Poco después, emergió un segundo fenómeno: la inutilidad repentina del dinero electrónico. Los datáfonos dejaron de funcionar. Los cajeros, sin luz, no dispensaban efectivo. Quien no tenía billetes o monedas no podía comprar nada. Así, de golpe, el dinero se volvió selectivo: solo tenía valor para quien lo tenía en forma física. La súbita ineficacia del dinero digital muestra cómo una economía moderna depende críticamente de infraestructuras invisibles que, al fallar, revelan su fragilidad —como advierte Nassim Taleb en su teoría del cisne negro.
Y aquí ocurrió algo asombroso. En algunos comercios, los tenderos comenzaron a fiar. Se hacían notas, pequeñas hojas con nombres y cantidades, acuerdos tácitos entre conocidos del barrio. Vi cómo se improvisaban sistemas de crédito basados exclusivamente en la confianza. Pagarés improvisados. Crédito personal.
Volvimos, por unas horas, a una economía relacional, donde la reputación del comprador era la garantía de pago. Un sistema más parecido al trueque o a las antiguas monedas sociales que al capitalismo financiero. David Graeber sostiene que el crédito informal precede históricamente al dinero y florece en momentos de colapso del sistema monetario. Es la historia, famosa y célebre, del tabaco como medio de pago en los campos de concentración alemanes de la Segunda Guerra Mundial.
Otra escena llamativa fue la del cierre dispar de los comercios. Las grandes cadenas y franquicias cerraron, siguiendo sus protocolos corporativos. Pero las tiendas de origen chino, paquistaní o hindú siguieron abiertas. No se trataba de un rasgo cultural, sino de otra lógica empresarial: mientras las grandes marcas obedecen a decisiones centralizadas, los pequeños comerciantes actúan en función de la oportunidad. El que abría, vendía. Y mucho. Karl Weick describe este contraste como la diferencia entre la racionalidad organizativa —basada en normas— y la racionalidad adaptativa, donde el comerciante reacciona con heurísticas al entorno inmediato.
Sin sistemas informáticos, sin escáneres ni etiquetas, los precios dejaron de estar marcados. Y entonces, otro fenómeno: la desaparición del mercado tal como lo entendemos. Vi cómo algunos productos se ofrecían a precios disparatados. La ley de oferta y demanda, en su versión más cruda, sin filtros regulatorios ni competencia. Algunas personas devolvían el producto, indignadas. Otras lo compraban. Incluso yo, al ver que no me alcanzaba el dinero para lo que pedía el comerciante, ofrecí lo que tenía, y me dijeron: “Vale, está bien, dame eso”.
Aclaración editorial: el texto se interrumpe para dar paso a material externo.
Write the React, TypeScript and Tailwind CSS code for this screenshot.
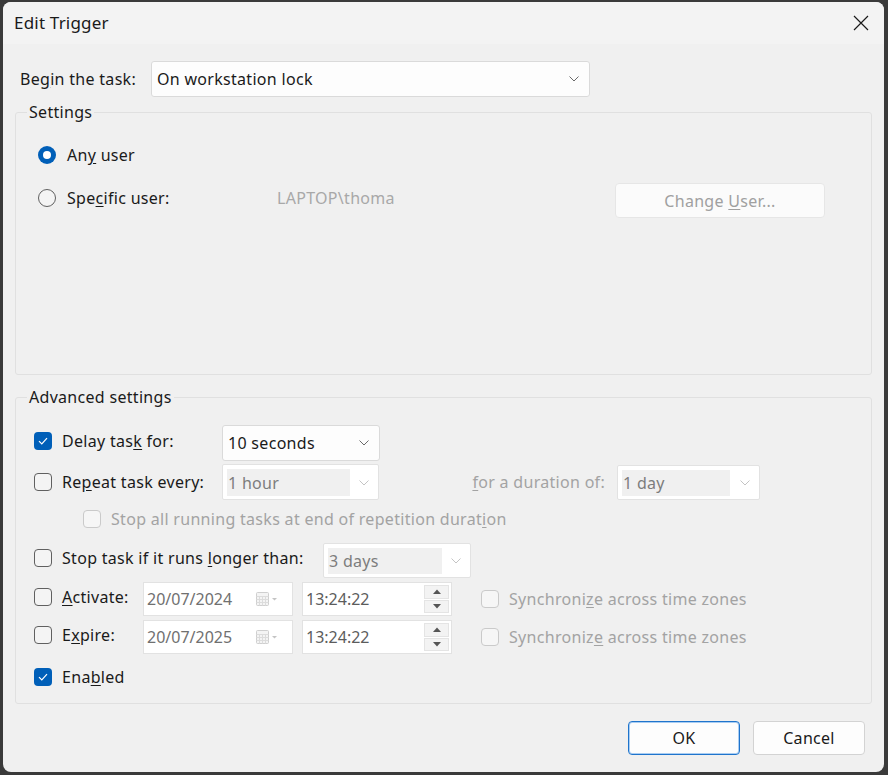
import React from 'react';

function Chevron({ light }: { light?: boolean }) {
  return (
    <svg width="10" height="6" viewBox="0 0 10 6" fill="none">
      <path d="M0.5 0.5 L5 5 L9.5 0.5" stroke={light ? '#c4c4c4' : '#6a6a6a'} strokeWidth="1" />
    </svg>
  );
}

function Check({ checked, disabled }: { checked?: boolean; disabled?: boolean }) {
  if (checked) {
    return (
      <span className="w-[18px] h-[18px] rounded-[4px] bg-[#005fb8] flex items-center justify-center shrink-0">
        <svg width="10" height="8" viewBox="0 0 10 8" fill="none">
          <path d="M1 4.2 L3.8 7 L9 1.2" stroke="white" strokeWidth="1.2" />
        </svg>
      </span>
    );
  }
  return (
    <span
      className={
        disabled
          ? 'w-[18px] h-[18px] rounded-[4px] border border-[#cacaca] bg-[#f6f6f6] shrink-0'
          : 'w-[18px] h-[18px] rounded-[4px] border border-[#606060] bg-[#f4f4f4] shrink-0'
      }
    />
  );
}

function Radio({ checked }: { checked?: boolean }) {
  if (checked) {
    return (
      <span className="w-[18px] h-[18px] rounded-full bg-[#005fb8] flex items-center justify-center shrink-0">
        <span className="w-[8px] h-[8px] rounded-full bg-white" />
      </span>
    );
  }
  return <span className="w-[18px] h-[18px] rounded-full border border-[#606060] bg-[#f4f4f4] shrink-0" />;
}

function Combo({ value, className }: { value: string; className: string }) {
  return (
    <div className={`border border-[#dadada] rounded-[3px] bg-[#fdfdfd] flex items-center pl-[5px] pr-[10px] shrink-0 ${className}`}>
      <span className="flex-1 text-[#1a1a1a]">{value}</span>
      <Chevron />
    </div>
  );
}

function DisabledCombo({ value, className, inner }: { value: string; className: string; inner: string }) {
  return (
    <div className={`border border-[#e2e2e2] rounded-[2px] bg-white flex items-stretch pl-[4px] pt-[4px] pb-[3px] shrink-0 ${className}`}>
      <span className={`bg-[#f0f0f0] text-[#7d7d7d] flex items-center pl-[1px] ${inner}`}>{value}</span>
      <span className="flex-1 flex items-center justify-center">
        <Chevron light />
      </span>
    </div>
  );
}

function DateBox({ value }: { value: string }) {
  return (
    <div className="w-[150px] h-[34px] border border-[#e2e2e2] bg-white flex items-center pl-[3px] pr-[14px] shrink-0">
      <span className="flex-1 text-[#707070] tracking-[0px]">{value}</span>
      <svg width="22" height="14" viewBox="0 0 22 14" fill="none">
        <rect x="0.5" y="0.5" width="12" height="13" rx="1" stroke="#cfcfcf" fill="#f4f4f4" />
        <path d="M0.5 4.5 H12.5 M0.5 7.5 H12.5 M0.5 10.5 H12.5 M3.5 4.5 V13.5 M6.5 4.5 V13.5 M9.5 4.5 V13.5" stroke="#dcdcdc" />
        <path d="M16 6 L18.5 8.5 L21 6 Z" fill="#c4c4c4" />
      </svg>
    </div>
  );
}

function TimeBox({ value }: { value: string }) {
  return (
    <div className="w-[150px] h-[34px] border border-[#e2e2e2] bg-white flex items-center pl-[3px] pr-[2px] py-[2px] shrink-0">
      <span className="flex-1 text-[#5c5c5c] tracking-[0px]">{value}</span>
      <div className="w-[25px] h-full flex flex-col gap-[1px]">
        <span className="flex-1 bg-[#f3f3f3] border border-[#e4e4e4] flex items-center justify-center">
          <svg width="8" height="5" viewBox="0 0 8 5">
            <path d="M0 5 L4 0.5 L8 5 Z" fill="#555" />
          </svg>
        </span>
        <span className="flex-1 bg-[#f3f3f3] border border-[#e4e4e4] flex items-center justify-center">
          <svg width="8" height="5" viewBox="0 0 8 5">
            <path d="M0 0 L4 4.5 L8 0 Z" fill="#555" />
          </svg>
        </span>
      </div>
    </div>
  );
}

function Sync({ under }: { under: 'z' | 'e' }) {
  return (
    <div className="flex items-center ml-[29px] text-[#a3a3a3]">
      <Check disabled />
      <span className="ml-[10px]">
        {under === 'z' ? (
          <>
            Synchroni<u className="underline-offset-2">z</u>e across time zones
          </>
        ) : (
          <>
            Synchroniz<u className="underline-offset-2">e</u> across time zones
          </>
        )}
      </span>
    </div>
  );
}

export default function App() {
  return (
    <div className="w-[888px] h-[775px] bg-[#3a3a3a] pt-[2px] pl-[3px] pr-[4px] pb-[3px] [font-family:'Noto_Sans',sans-serif] text-[16px] tracking-[0.3px] text-[#1a1a1a]">
      <div className="h-full rounded-[8px] bg-[#f0f0f0] flex flex-col overflow-hidden">
        {/* title bar */}
        <div className="h-[42px] bg-[#f3f3f3] flex items-center justify-between pl-[11px] pr-[15px] shrink-0">
          <span className="text-[17px] tracking-[0.2px] text-[#1a1a1a]">Edit Trigger</span>
          <svg width="16" height="16" viewBox="0 0 16 16" fill="none">
            <path d="M1 1 L15 15 M15 1 L1 15" stroke="#1a1a1a" strokeWidth="1.2" />
          </svg>
        </div>

        <div className="px-[12px] flex flex-col">
          {/* begin the task */}
          <div className="mt-[17px] h-[36px] flex items-center pl-[5px]">
            <span className="w-[131px] shrink-0">
              Be<u className="underline-offset-2">g</u>in the task:
            </span>
            <Combo value="On workstation lock" className="w-[439px] h-[36px]" />
          </div>

          {/* settings */}
          <fieldset className="mt-[4px] h-[274px] border border-[#e0e0e0] rounded-[3px]">
            <legend className="ml-[11px] px-[2px] leading-[22px]">Settings</legend>
            <div className="pt-[14px] pl-[22px]">
              <div className="h-[36px] flex items-center">
                <Radio checked />
                <span className="ml-[11px]">
                  An<u className="underline-offset-2">y</u> user
                </span>
              </div>
              <div className="mt-[7px] h-[36px] flex items-center">
                <Radio />
                <span className="ml-[11px] w-[210px] shrink-0">
                  Spe<u className="underline-offset-2">c</u>ific user:
                </span>
                <span className="w-[338px] shrink-0 text-[#a8a8a8]">LAPTOP\thoma</span>
                <div className="w-[210px] h-[35px] mt-[5px] rounded-[4px] border border-[#e6e6e6] bg-[#fbfbfb] flex items-center justify-center text-[#a0a0a0]">
                  <span>
                    Change <u className="underline-offset-2">U</u>ser...
                  </span>
                </div>
              </div>
            </div>
          </fieldset>

          {/* advanced */}
          <fieldset className="mt-[11px] h-[318px] border border-[#e0e0e0] rounded-[3px]">
            <legend className="ml-[11px] px-[2px] leading-[22px]">Advanced settings</legend>
            <div className="pt-[17px] pl-[18px]">
              <div className="h-[36px] flex items-center">
                <div className="w-[188px] flex items-center mb-[5px] shrink-0">
                  <Check checked />
                  <span className="ml-[10px]">
                    Delay tas<u className="underline-offset-2">k</u> for:
                  </span>
                </div>
                <Combo value="10 seconds" className="w-[158px] h-[36px]" />
              </div>

              <div className="mt-[3px] h-[36px] flex items-center">
                <div className="w-[188px] flex items-center mb-[1px] shrink-0">
                  <Check />
                  <span className="ml-[10px]">
                    Re<u className="underline-offset-2">p</u>eat task every:
                  </span>
                </div>
                <DisabledCombo value="1 hour" className="w-[157px] h-[36px]" inner="w-[123px]" />
                <span className="w-[226px] text-right text-[#a3a3a3] shrink-0">
                  <u className="underline-offset-2">f</u>or a duration of:
                </span>
                <DisabledCombo value="1 day" className="ml-[12px] w-[143px] h-[35px]" inner="w-[108px]" />
              </div>

              <div className="mt-[4px] h-[30px] flex items-center pl-[49px] text-[#a3a3a3]">
                <Check disabled />
                <span className="ml-[10px]">
                  Stop all running tasks at end of repetition durat<u className="underline-offset-2">i</u>on
                </span>
              </div>

              <div className="mt-[9px] h-[35px] flex items-center">
                <div className="w-[289px] flex items-center mb-[6px] shrink-0">
                  <Check />
                  <span className="ml-[10px]">
                    Stop task if it runs <u className="underline-offset-2">l</u>onger than:
                  </span>
                </div>
                <DisabledCombo value="3 days" className="w-[148px] h-[35px]" inner="w-[114px]" />
              </div>

              <div className="mt-[4px] h-[34px] flex items-center">
                <div className="w-[109px] flex items-center mb-[5px] shrink-0">
                  <Check />
                  <span className="ml-[10px]">
                    <u className="underline-offset-2">A</u>ctivate:
                  </span>
                </div>
                <DateBox value="20/07/2024" />
                <div className="ml-[9px]">
                  <TimeBox value="13:24:22" />
                </div>
                <Sync under="z" />
              </div>

              <div className="mt-[4px] h-[34px] flex items-center">
                <div className="w-[109px] flex items-center mb-[5px] shrink-0">
                  <Check />
                  <span className="ml-[10px]">
                    E<u className="underline-offset-2">x</u>pire:
                  </span>
                </div>
                <DateBox value="20/07/2025" />
                <div className="ml-[9px]">
                  <TimeBox value="13:24:22" />
                </div>
                <Sync under="e" />
              </div>

              <div className="mt-[8px] h-[30px] flex items-center">
                <Check checked />
                <span className="ml-[10px]">
                  Ena<u className="underline-offset-2">b</u>led
                </span>
              </div>
            </div>
          </fieldset>

          {/* buttons */}
          <div className="mt-[17px] flex justify-end gap-[13px] pr-[7px]">
            <button className="w-[112px] h-[34px] rounded-[4px] border border-[#1f74cc] shadow-[inset_0_0_0_1px_#a9cdf2] bg-[#fdfdfd] text-[#1a1a1a]">
              OK
            </button>
            <button className="w-[112px] h-[34px] rounded-[4px] border border-[#d3d3d3] bg-[#fdfdfd] text-[#1a1a1a]">
              Cancel
            </button>
          </div>
        </div>
      </div>
    </div>
  );
}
El precio había desaparecido. El valor se había vuelto subjetivo. Lo que importaba no era el coste, sino la utilidad percibida en ese momento. Y esa es, en esencia, la teoría austríaca del valor. Carl Menger, fundador de la Escuela Austríaca, formuló que el valor no reside en el objeto, sino en la apreciación subjetiva que el individuo tiene en el instante de la necesidad.
Volví a mi apartamento con unas velas, una caja de cerillas, varios paquetes de galletas y me puse a esperar a que volviese la luz.
Lo reconozco: pasé cierta zozobra.
La ciencia te permite predecir y comprender. Pero no dejar de sentir.